Take every line that has the string "React" and copy it out.

* GIVEN INFORMATION *
○ ○ ○ ○

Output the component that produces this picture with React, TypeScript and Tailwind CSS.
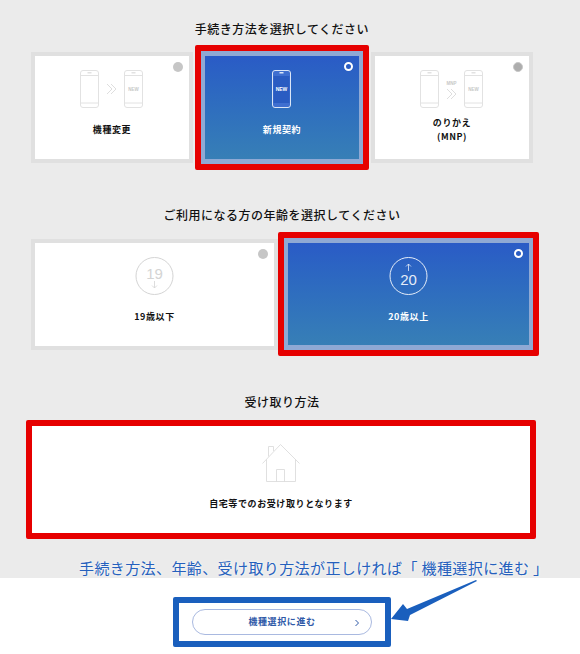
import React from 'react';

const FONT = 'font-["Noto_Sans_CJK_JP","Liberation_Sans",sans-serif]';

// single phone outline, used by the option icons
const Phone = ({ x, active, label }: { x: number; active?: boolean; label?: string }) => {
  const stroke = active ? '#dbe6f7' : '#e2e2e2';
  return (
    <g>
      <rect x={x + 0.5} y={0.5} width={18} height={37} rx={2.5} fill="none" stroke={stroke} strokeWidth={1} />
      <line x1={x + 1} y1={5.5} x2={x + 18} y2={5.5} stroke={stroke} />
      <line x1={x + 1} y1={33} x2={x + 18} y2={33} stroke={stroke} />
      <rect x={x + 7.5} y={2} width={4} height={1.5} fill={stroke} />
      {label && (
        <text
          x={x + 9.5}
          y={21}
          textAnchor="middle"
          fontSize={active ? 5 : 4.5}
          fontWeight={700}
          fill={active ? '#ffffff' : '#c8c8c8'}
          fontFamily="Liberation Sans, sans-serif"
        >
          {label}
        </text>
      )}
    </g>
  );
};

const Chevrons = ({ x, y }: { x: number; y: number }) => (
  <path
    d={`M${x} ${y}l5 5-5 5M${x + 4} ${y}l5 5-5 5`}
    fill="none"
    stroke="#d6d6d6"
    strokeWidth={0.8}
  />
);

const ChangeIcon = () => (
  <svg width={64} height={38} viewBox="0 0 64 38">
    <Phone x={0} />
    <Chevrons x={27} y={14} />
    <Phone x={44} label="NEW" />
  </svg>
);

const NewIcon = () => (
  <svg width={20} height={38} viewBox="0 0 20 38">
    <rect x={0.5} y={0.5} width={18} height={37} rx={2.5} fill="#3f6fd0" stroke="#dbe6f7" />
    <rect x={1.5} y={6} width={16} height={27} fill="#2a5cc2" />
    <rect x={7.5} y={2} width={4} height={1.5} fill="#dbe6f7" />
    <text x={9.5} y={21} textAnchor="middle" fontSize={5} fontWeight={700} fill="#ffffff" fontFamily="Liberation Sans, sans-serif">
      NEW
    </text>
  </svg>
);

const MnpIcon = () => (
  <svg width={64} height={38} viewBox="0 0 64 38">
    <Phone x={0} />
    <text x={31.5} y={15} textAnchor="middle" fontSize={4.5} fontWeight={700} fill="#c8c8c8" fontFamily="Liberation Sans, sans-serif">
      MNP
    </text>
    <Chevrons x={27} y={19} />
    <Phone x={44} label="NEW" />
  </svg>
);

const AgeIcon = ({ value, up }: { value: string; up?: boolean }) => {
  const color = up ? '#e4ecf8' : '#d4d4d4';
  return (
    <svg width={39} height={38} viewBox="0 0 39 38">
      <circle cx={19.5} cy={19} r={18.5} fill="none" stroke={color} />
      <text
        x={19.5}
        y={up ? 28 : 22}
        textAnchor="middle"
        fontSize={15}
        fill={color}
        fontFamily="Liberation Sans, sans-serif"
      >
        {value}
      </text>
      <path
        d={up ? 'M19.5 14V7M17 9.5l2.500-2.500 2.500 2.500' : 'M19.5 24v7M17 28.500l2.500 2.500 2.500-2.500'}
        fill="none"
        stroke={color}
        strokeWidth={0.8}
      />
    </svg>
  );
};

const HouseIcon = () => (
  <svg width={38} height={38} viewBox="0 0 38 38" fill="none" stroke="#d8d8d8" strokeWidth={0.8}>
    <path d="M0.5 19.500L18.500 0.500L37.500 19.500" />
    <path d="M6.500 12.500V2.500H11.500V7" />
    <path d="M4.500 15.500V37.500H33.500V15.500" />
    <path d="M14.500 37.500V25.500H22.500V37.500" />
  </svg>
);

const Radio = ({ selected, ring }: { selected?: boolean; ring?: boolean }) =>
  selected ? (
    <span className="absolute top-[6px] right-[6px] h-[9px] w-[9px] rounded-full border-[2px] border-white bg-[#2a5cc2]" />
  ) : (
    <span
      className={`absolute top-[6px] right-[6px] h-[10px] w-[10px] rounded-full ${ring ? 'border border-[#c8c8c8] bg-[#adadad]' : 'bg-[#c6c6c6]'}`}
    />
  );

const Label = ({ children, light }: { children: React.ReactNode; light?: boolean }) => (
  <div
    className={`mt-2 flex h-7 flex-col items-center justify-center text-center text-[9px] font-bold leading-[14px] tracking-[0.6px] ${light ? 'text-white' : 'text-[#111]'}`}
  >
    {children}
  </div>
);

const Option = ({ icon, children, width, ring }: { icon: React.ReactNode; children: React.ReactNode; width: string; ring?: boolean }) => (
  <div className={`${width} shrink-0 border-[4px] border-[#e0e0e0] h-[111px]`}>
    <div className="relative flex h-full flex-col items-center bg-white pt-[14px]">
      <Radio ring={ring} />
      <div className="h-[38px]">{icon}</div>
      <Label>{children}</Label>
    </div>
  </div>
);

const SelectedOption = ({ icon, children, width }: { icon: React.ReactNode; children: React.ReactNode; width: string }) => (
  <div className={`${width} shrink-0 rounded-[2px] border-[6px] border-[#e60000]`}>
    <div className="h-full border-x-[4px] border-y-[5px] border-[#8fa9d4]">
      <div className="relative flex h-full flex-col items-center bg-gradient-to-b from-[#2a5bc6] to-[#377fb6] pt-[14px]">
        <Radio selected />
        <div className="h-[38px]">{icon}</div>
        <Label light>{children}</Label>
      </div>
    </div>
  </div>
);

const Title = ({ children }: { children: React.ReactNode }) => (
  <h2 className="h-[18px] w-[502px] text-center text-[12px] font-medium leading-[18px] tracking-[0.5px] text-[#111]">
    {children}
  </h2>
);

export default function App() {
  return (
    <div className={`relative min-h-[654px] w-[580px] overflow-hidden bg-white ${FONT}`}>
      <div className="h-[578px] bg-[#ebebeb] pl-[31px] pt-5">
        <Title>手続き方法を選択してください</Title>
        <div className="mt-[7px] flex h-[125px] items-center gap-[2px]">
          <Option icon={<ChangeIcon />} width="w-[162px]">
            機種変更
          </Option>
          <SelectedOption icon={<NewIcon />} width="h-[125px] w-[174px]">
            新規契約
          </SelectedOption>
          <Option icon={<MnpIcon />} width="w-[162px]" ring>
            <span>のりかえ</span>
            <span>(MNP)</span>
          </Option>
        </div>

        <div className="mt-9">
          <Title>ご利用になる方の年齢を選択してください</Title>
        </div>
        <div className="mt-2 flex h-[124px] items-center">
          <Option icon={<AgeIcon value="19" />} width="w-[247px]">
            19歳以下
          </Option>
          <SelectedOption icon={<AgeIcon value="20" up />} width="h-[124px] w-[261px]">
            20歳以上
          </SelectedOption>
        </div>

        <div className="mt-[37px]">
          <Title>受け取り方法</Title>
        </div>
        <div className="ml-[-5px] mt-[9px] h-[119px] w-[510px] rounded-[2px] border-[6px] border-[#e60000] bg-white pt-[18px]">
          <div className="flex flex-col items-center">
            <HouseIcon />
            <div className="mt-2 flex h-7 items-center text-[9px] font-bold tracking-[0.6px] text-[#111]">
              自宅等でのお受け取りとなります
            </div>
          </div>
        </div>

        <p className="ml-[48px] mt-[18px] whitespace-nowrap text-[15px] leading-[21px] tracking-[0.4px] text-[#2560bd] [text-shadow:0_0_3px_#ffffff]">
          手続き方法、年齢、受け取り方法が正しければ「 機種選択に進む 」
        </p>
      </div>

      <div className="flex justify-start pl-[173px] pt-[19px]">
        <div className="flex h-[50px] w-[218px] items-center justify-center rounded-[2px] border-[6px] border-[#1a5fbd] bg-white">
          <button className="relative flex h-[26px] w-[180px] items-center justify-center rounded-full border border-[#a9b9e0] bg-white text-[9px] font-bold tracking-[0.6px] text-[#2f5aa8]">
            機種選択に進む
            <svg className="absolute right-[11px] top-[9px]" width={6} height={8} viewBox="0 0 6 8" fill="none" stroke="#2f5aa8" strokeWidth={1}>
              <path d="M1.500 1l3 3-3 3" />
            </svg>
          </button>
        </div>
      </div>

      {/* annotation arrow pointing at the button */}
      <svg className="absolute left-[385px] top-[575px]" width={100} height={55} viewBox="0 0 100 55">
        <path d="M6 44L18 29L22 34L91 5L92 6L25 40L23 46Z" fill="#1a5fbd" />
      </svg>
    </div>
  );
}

○ ○ ○ ○

* REPLY *
Output the component that produces this picture with React, TypeScript and Tailwind CSS.
import React from 'react';
const Label = ({ children, light }: { children: React.ReactNode; light?: boolean }) => (
const Option = ({ icon, children, width, ring }: { icon: React.ReactNode; children: React.ReactNode; width: string; ring?: boolean }) => (
const SelectedOption = ({ icon, children, width }: { icon: React.ReactNode; children: React.ReactNode; width: string }) => (
const Title = ({ children }: { children: React.ReactNode }) => (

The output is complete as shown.